Because work, school and life aren’t busy enough, as evident by a complete lack of activity on your blog, you should join a collective. No seriously, trust me – I joined one and it has been great!
Continental Shelf is a writers’ collective formed by some feisty University of Victoria undergraduate writing students. Why that name? Because we’re on the edge; the edge of our writing careers, the edge of academia, the edge of western Canada, and also because of books!
Last night at Solstice Cafe, Continental Shelf orchestrated its first public event, and it was a fabulous time.

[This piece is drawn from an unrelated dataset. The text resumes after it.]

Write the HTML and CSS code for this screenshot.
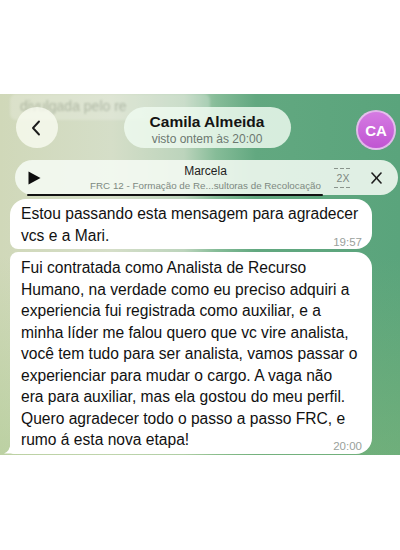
FILE: index.html
```html
<!DOCTYPE html>
<html lang="pt-BR">
<head>
    <meta charset="UTF-8">
    <meta name="viewport" content="width=device-width, initial-scale=1.0">
    <title>Camila Almeida</title>
    <link rel="stylesheet" href="styles.css">
</head>
<body>

    <div class="screen">
        <!-- mensagem fixada, borrada atrás do cabeçalho -->
        <div class="pinned">divulgada pelo re</div>

        <div class="header">
            <button class="back" aria-label="Voltar">
                <svg width="10" height="16" viewBox="0 0 10 16">
                    <polyline points="8,1.5 2,8 8,14.5" fill="none" stroke="#1b1b1b" stroke-width="1.9" stroke-linecap="round" stroke-linejoin="round"/>
                </svg>
            </button>
            <div class="title">
                <div class="name">Camila Almeida</div>
                <div class="status">visto ontem às 20:00</div>
            </div>
            <div class="avatar">CA</div>
        </div>

        <div class="player">
            <svg class="play" width="13" height="14" viewBox="0 0 13 14">
                <polygon points="0.5,0.5 12.5,7 0.5,13.5" fill="#0d0d0d"/>
            </svg>
            <div class="track">
                <div class="author">Marcela</div>
                <div class="episode">FRC 12 - Formação de Re...sultoras de Recolocação</div>
            </div>
            <div class="speed">
                <svg width="18" height="3" viewBox="0 0 18 3"><line x1="0" y1="1.5" x2="18" y2="1.5" stroke="#8a948c" stroke-width="1" stroke-dasharray="4 2"/></svg>
                <span>2X</span>
                <svg width="18" height="3" viewBox="0 0 18 3"><line x1="0" y1="1.5" x2="18" y2="1.5" stroke="#8a948c" stroke-width="1" stroke-dasharray="4 2"/></svg>
            </div>
            <svg class="close" width="11" height="12" viewBox="0 0 11 12">
                <line x1="1" y1="1" x2="10" y2="11" stroke="#1d1d1d" stroke-width="1.6" stroke-linecap="round"/>
                <line x1="10" y1="1" x2="1" y2="11" stroke="#1d1d1d" stroke-width="1.6" stroke-linecap="round"/>
            </svg>
        </div>

        <div class="messages">
            <div class="bubble first">
                <p>Estou passando esta mensagem para agradecer<br>vcs e a Mari.<span class="time">19:57</span></p>
            </div>
            <div class="bubble last">
                <p>Fui contratada como Analista de Recurso<br>Humano, na verdade como eu preciso adquiri a<br>experiencia fui registrada como auxiliar, e a<br>minha líder me falou quero que vc vire analista,<br>você tem tudo para ser analista, vamos passar o<br>experienciar para mudar o cargo. A vaga não<br>era para auxiliar, mas ela gostou do meu perfil.<br>Quero agradecer todo o passo a passo FRC, e<br>rumo á esta nova etapa!<span class="time">20:00</span></p>
            </div>
        </div>
    </div>

</body>
</html>
```

FILE: styles.css
```css
body {
    margin: 0;
    background-color: #fff;
    font-family: "Liberation Sans", Arial, sans-serif;
}

.screen {
    position: relative;
    margin-top: 94px;
    width: 400px;
    height: 361px;
    overflow: hidden;
    background:
        linear-gradient(180deg, rgba(255, 255, 255, 0) 45%, rgba(150, 195, 120, 0.35) 100%),
        linear-gradient(90deg, #d0d8b9 0%, #d5dec8 28%, #bcd4bc 46%, #86bc98 54%, #62a880 64%, #5aa47c 100%);
}

/* texto fixado borrado atrás do cabeçalho */
.pinned {
    position: absolute;
    top: 0;
    left: 10px;
    width: 190px;
    height: 26px;
    padding-left: 10px;
    line-height: 24px;
    font-size: 14px;
    color: rgba(120, 130, 110, 0.45);
    background-color: rgba(255, 255, 255, 0.22);
    border-radius: 6px;
    filter: blur(1.3px);
}

.header {
    position: relative;
    display: flex;
    justify-content: space-between;
    align-items: flex-start;
    padding: 13px 4px 0 16px;
}

.back {
    width: 42px;
    height: 41px;
    border: none;
    border-radius: 50%;
    background-color: rgba(250, 252, 242, 0.78);
    display: flex;
    align-items: center;
    justify-content: center;
    padding: 0 3px 0 0;
}

.title {
    width: 167px;
    height: 41px;
    border-radius: 21px;
    background-color: rgba(238, 250, 240, 0.84);
    text-align: center;
}

.name {
    font-size: 15.5px;
    font-weight: bold;
    color: #141414;
    padding-top: 6px;
    line-height: 18px;
}

.status {
    font-size: 12px;
    color: #6c7870;
    line-height: 14px;
    margin-top: 1px;
}

.avatar {
    width: 36px;
    height: 36px;
    margin-top: 3px;
    border-radius: 50%;
    border: 2px solid rgba(235, 215, 240, 0.75);
    background: linear-gradient(180deg, #d57be2, #c054d2);
    color: #fff;
    font-weight: bold;
    font-size: 15px;
    display: flex;
    align-items: center;
    justify-content: center;
}

.player {
    position: relative;
    display: flex;
    align-items: center;
    height: 35px;
    margin: 10px 2px 0 15px;
    padding: 0 16px 0 13px;
    border-radius: 18px;
    background-color: rgba(246, 251, 244, 0.86);
}

/* barra de progresso do áudio */
.player::after {
    content: "";
    position: absolute;
    left: 12px;
    width: 296px;
    bottom: -1px;
    height: 2px;
    background-color: #121212;
    border-radius: 1px;
}

.play {
    flex-shrink: 0;
}

.track {
    flex: 1;
    margin: 0 8px 0 44px;
    text-align: center;
    white-space: nowrap;
}

.author {
    font-size: 12px;
    color: #222;
    line-height: 14px;
}

.episode {
    font-size: 9.8px;
    color: #7d8981;
    line-height: 12px;
    margin-top: 2px;
}

.speed {
    display: flex;
    flex-direction: column;
    align-items: center;
    width: 18px;
    font-size: 10.5px;
    color: #7d8781;
    line-height: 12px;
    margin-right: 19px;
}

.speed span {
    margin: 2px 0;
}

.messages {
    display: flex;
    flex-direction: column;
    gap: 3px;
    margin: 4px 0 0 10px;
    width: 362px;
}

.bubble {
    position: relative;
    background-color: #fff;
    border-radius: 16px;
    padding: 4px 8px 3px 11px;
}

.bubble.first {
    border-bottom-left-radius: 8px;
}

.bubble.last {
    padding-top: 5px;
    border-top-left-radius: 8px;
    border-bottom-left-radius: 4px;
}

/* rabinho do balão */
.bubble.last::before {
    content: "";
    position: absolute;
    left: -6px;
    bottom: 0;
    width: 14px;
    height: 14px;
    background-color: #fff;
    clip-path: path("M 0 14 Q 6 12 7 2 L 14 0 L 14 14 Z");
}

.bubble p {
    margin: 0;
    font-size: 15.6px;
    line-height: 21.5px;
    color: #111;
    white-space: nowrap;
}

.time {
    float: right;
    font-size: 11.5px;
    line-height: 14px;
    color: #9aa19c;
    margin: 10px 2px -10px 8px;
}
```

Sean Michaels from Said The Gramophone read two excerpts from his debut novel Us Conductors. Jo, from the collective, led a fantastic interview, touching on what drives one to write and the phase shift form writer to novelist. Munro’s was there selling copies of the beautiful book, and Sean got busy writing inscriptions. Lastly theremin art-pop band Cleopatra & the Nile finished off the night with a performance encompassing a backdrop of black and white films, projected off a reel, while the duo channelled haunting theremin and synth sounds.
Also don’t be fooled by Solstice Cafe’s website – they’re licensed for more than just beer!
For me the highlight of the night, other than camaraderie of course, was Sean’s commentary, and yes I’m paraphrasing, on the cacophony of thematic interrelationships that drove the creation of Us Conductors. For me it was a glimpse into the magic actions, and interactions, that engenders something greater than the whole, pulsing electricity, that overcomes the many barriers and ultimately creates art.